The period between September 28th and the 28th of October will forever be a time of reflection and recollection. Even with so many changes and forward movement, I’d not be honest if I said that the memories of past drastic events didnt affect my days. Yes, we do move forward (NOT on), but that specific point in time when our lives changed forever, will always be pivotal.
I thought about this when I saw a recent archived memory post on Facebook. For several days after Rich was admitted to the local ICU, I didn’t share widely that he was facing some serious issues. Only those who needed to know were informed of his situation. There were no posts on any Social Media venue.
Until, the enormity of what was happening and the isolation became too great. Much like when my sister was failing and I was sworn to great secrecy only three years earlier, I upheld Rich’s need for privacy.
Until, I decided to share a carefully crafted post acknowledging everyone’s concern and curiosity as to where Rich had gone and why.
The outpouring and response was immediate and almost overwhelming. I remember fearing Rich’s wrath, although it would be diminished at this point by his condition, at seeing that post.
And see it he did.
At this time he was still able to use his phone with limits. When I arrived at the ICU that day I saw him scrolling away.
“I’m in trouble,” I remarked to the nurse as we stood outside his unit.
I explained what was going on and as if on cue, he turned around, pointed to his phone and let’s just say he gestured!
The nurse and I had a laugh and I went in to take his admonishment.
“Look how many people care,” I said, holding up the phone. “For both of us!”
He did end up thanking me and together we worked on ways he could still reach out to those he wished to, and in his own words, express what he wanted them to know as it was getting more difficult for him to communicate by the day.
That Facebook Post was a release for us both, and from that point on, I felt I was able to share his end of life with others, even though it had not been labeled as that, and hope still abounded despite great odds.
In keeping with his, and my own, wish for privacy, I shared his status updates with great measure. I guess that’s because although I’m a writer, and represent national organizations, I have to be “out there” at times, but, I do value privacy and respect that of others.

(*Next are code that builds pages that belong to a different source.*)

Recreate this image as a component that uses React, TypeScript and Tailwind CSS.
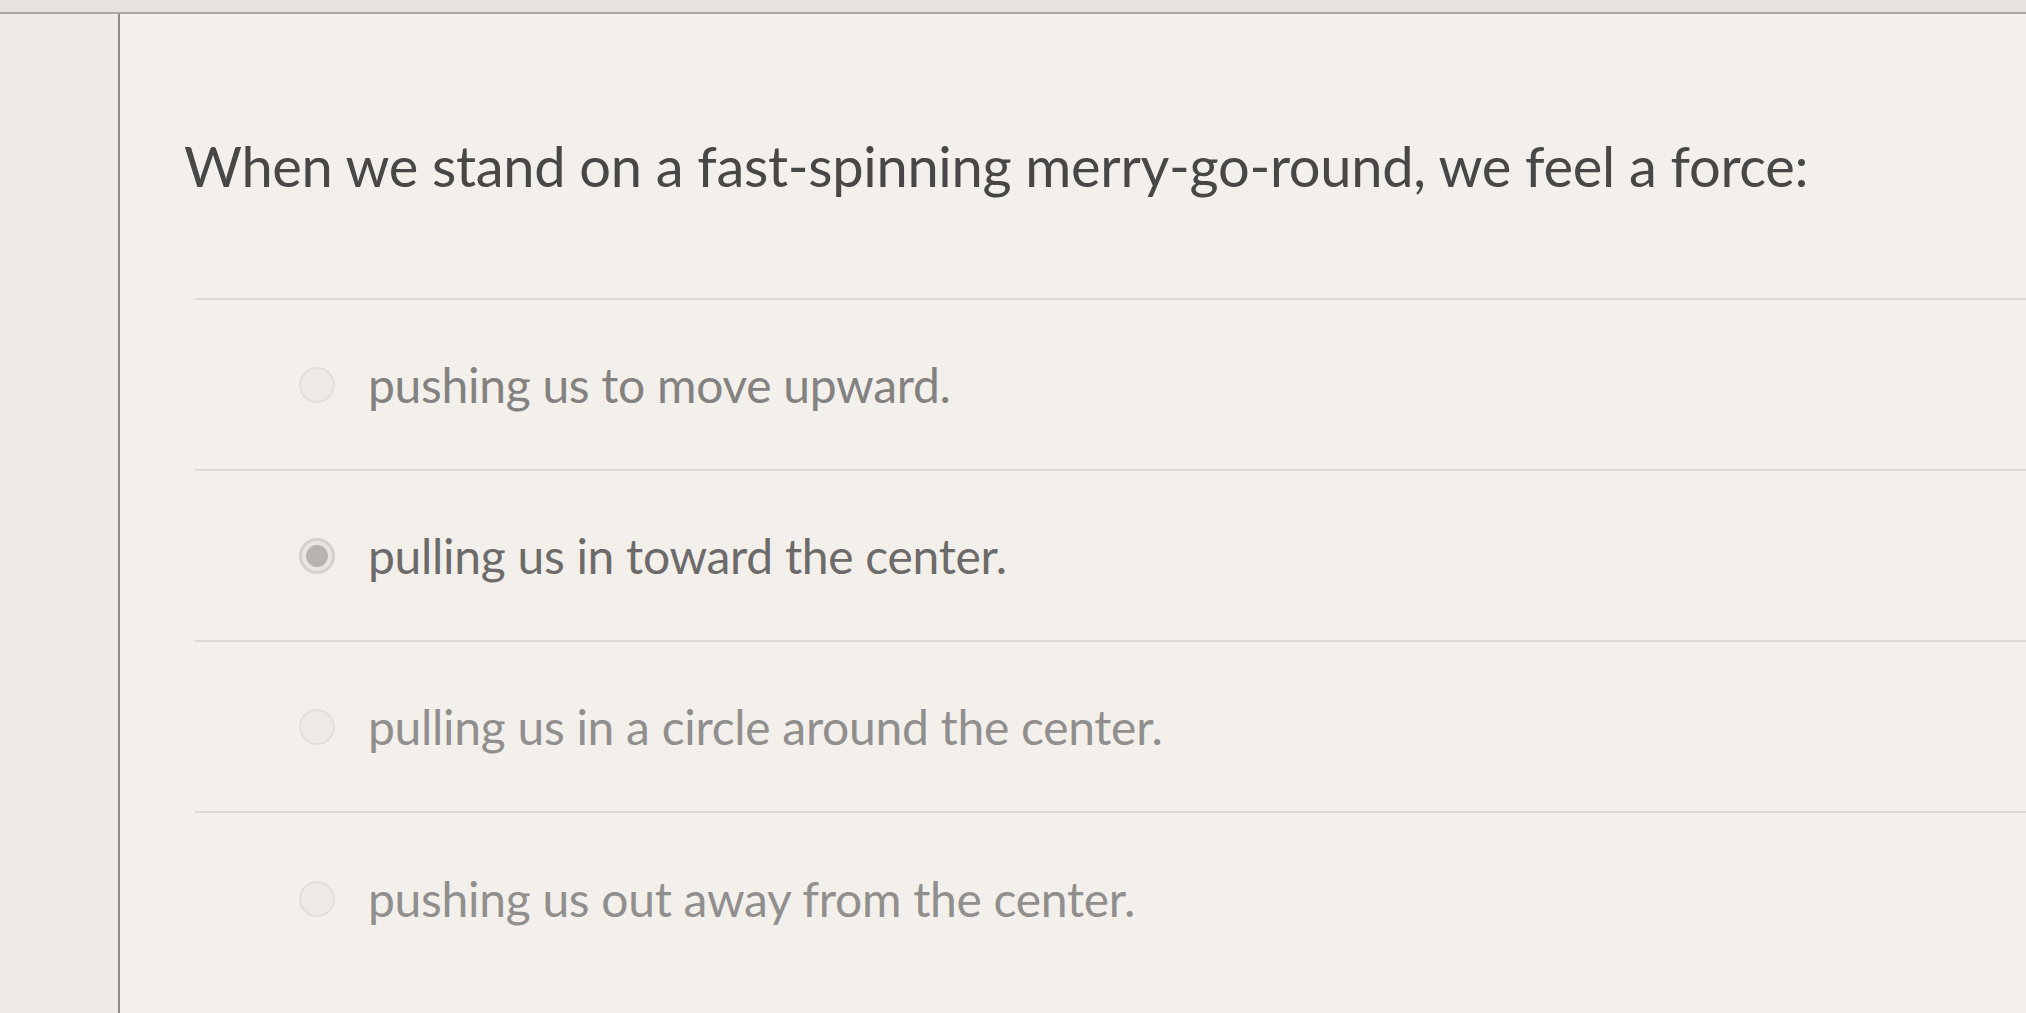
const options = [
  { text: "pushing us to move upward.", selected: false },
  { text: "pulling us in toward the center.", selected: true },
  { text: "pulling us in a circle around the center.", selected: false },
  { text: "pushing us out away from the center.", selected: false },
];

function Radio({ selected }: { selected: boolean }) {
  if (selected) {
    return (
      <span className="flex h-[36px] w-[36px] shrink-0 items-center justify-center rounded-full border-[3px] border-[#d3d0cd] bg-[#e8e5e2]">
        <span className="h-[22px] w-[22px] rounded-full bg-[#b6b3b0]" />
      </span>
    );
  }
  return <span className="h-[36px] w-[36px] shrink-0 rounded-full border-2 border-[#e2dedb] bg-[#ece9e7]" />;
}

export default function App() {
  return (
    <div
      className="flex h-[1013px] w-full flex-col overflow-hidden bg-[#f0ece8]"
      style={{ fontFamily: "Lato, 'Open Sans', sans-serif" }}
    >
      {/* top strip of the window */}
      <div className="h-[14px] shrink-0 border-b-2 border-[#a9a5a1] bg-[#e6e2de]" />

      <div className="flex flex-1">
        <div className="w-[118px] shrink-0 bg-[#efeae6]" />
        <div className="flex-1 border-l-2 border-[#8f8b88] bg-[#f3f0ec]">
          <h1 className="pl-[64px] pt-[119px] text-[56px] font-normal leading-[66px] tracking-[-0.3px] text-[#484747]">
            When we stand on a fast-spinning merry-go-round, we feel a force:
          </h1>

          <div className="ml-[75px] mt-[99px] border-t-2 border-[#dddad6]">
            {options.map((o, i) => (
              <div
                key={i}
                className={`flex h-[171px] items-center gap-[33px] pl-[104px] ${
                  i < options.length - 1 ? "border-b-2 border-[#dcd9d5]" : ""
                }`}
              >
                <Radio selected={o.selected} />
                <span
                  className={`text-[48px] leading-[56px] tracking-[-0.3px] ${
                    o.selected ? "text-[#6c6b6a]" : i === 0 ? "text-[#838281]" : "text-[#918f8e]"
                  }`}
                >
                  {o.text}
                </span>
              </div>
            ))}
          </div>
        </div>
      </div>
    </div>
  );
}
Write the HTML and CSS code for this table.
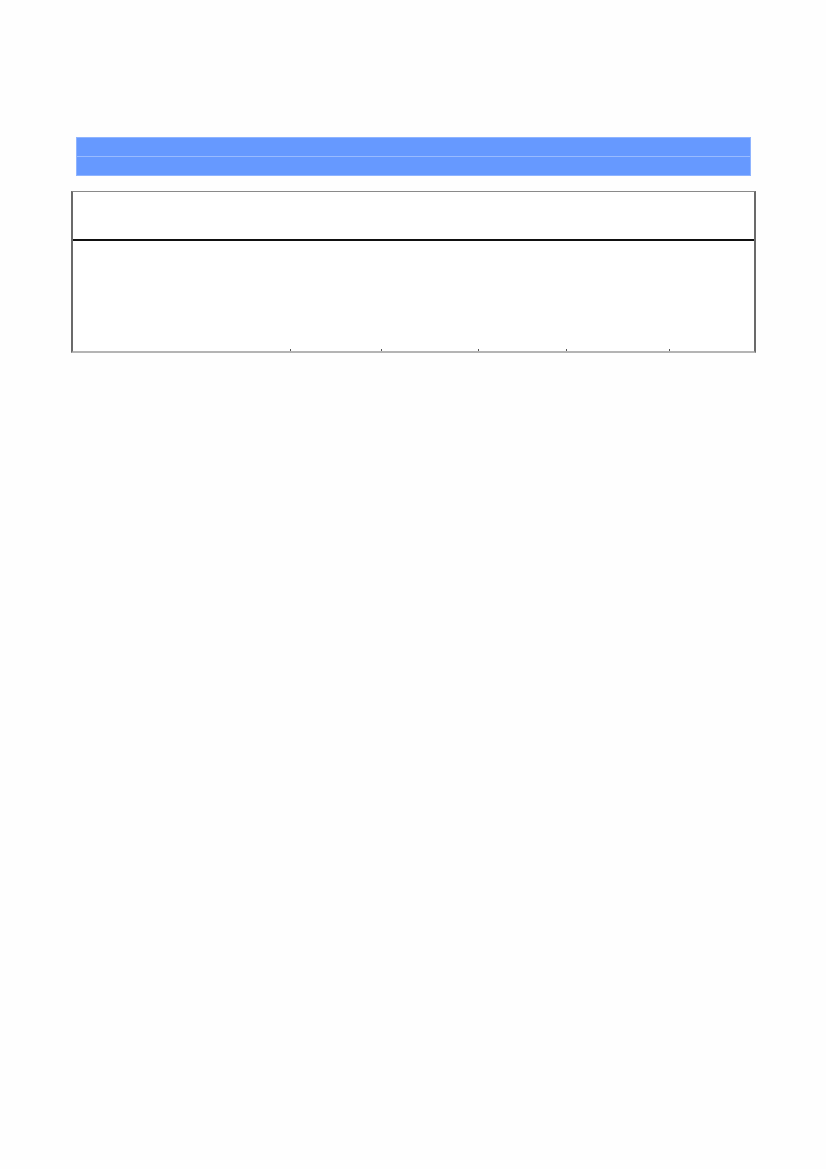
FILE: index.html
```html
<!DOCTYPE html>
<html>
<head>
    <meta charset="utf-8">
    <title></title>
<link rel="stylesheet" href="styles.css">
</head>
<body>
<div class="page">
    <div class="banner">
        <div class="banner-row"></div>
        <div class="banner-row"></div>
    </div>

    <div class="sheet">
        <div class="sheet-head"></div>
        <div class="sheet-body"></div>
        <div class="ticks">
            <span class="c1"></span>
            <span class="c2"></span>
            <span class="c3"></span>
            <span class="c4"></span>
            <span class="c5"></span>
            <span class="c6"></span>
        </div>
    </div>
</div>
</body>
</html>
```

FILE: styles.css
```css
*
{
  margin: 0;
  padding: 0;
  box-sizing: border-box;
}

body
{
  font-family: 'Liberation Sans', sans-serif;
  background: #fefefe;
}

div.page
{
  padding-top: 137px;
  padding-left: 71px;
  width: 826px;
}

div.banner
{
  margin-left: 5px;
  width: 675px;
  background: #6699ff;
  border: 1px solid #8fb4ff;
}

div.banner-row
{
  height: 18px;
}

div.banner-row + div.banner-row
{
  border-top: 1px solid #99bbff;
  height: 19px;
}

div.sheet
{
  margin-top: 15px;
  width: 685px;
  border-top: 1px solid #8a8a8a;
  border-left: 2px solid #6a6a6a;
  border-right: 2px solid #6a6a6a;
  border-bottom: 2px solid #b4b4b4;
  background: #ffffff;
}

div.sheet-head
{
  height: 49px;
  border-bottom: 2px solid #111111;
}

div.sheet-body
{
  height: 108px;
}

div.ticks
{
  display: flex;
  height: 2px;
}

div.ticks span
{
  height: 2px;
}

div.ticks span + span
{
  border-left: 1px solid #555555;
}

.c1 { width: 217px; }
.c2 { width: 91px; }
.c3 { width: 97px; }
.c4 { width: 88px; }
.c5 { width: 103px; }
.c6 { flex: 1; }
```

I still find it hard at certain times to attend large gatherings, and although I do like to get out and see good friends, I just don’t have the energy and enthusiasm of yore. I find this to be true of many who’ve experienced significant loss(es). They somehow make us more selective of how we spend our time. Sometimes I just feel comfortable in the quiet company of my dogs, and the natural beauty and peaceful surrounding of where I’ve lived now for two years. That is what I call quality time.

I think about this often as I’ve been in the submission for a memoir I wrote covering the period of Rich’s passing to now. Again, it’s always best to share what can be helpful to others going through similar challenges, and of course there’s a lot of credit given to my canine companions that have joined me on the path forward.

I hope to find myself “out there” promoting my book with its Working Title FETCHING HOPE, LOVE AND A DOG. I’m truly hoping to fetch some good news on this project soon, but if I don’t find it in the traditional publishing industry, I’ll find a way to get out their “on my own”.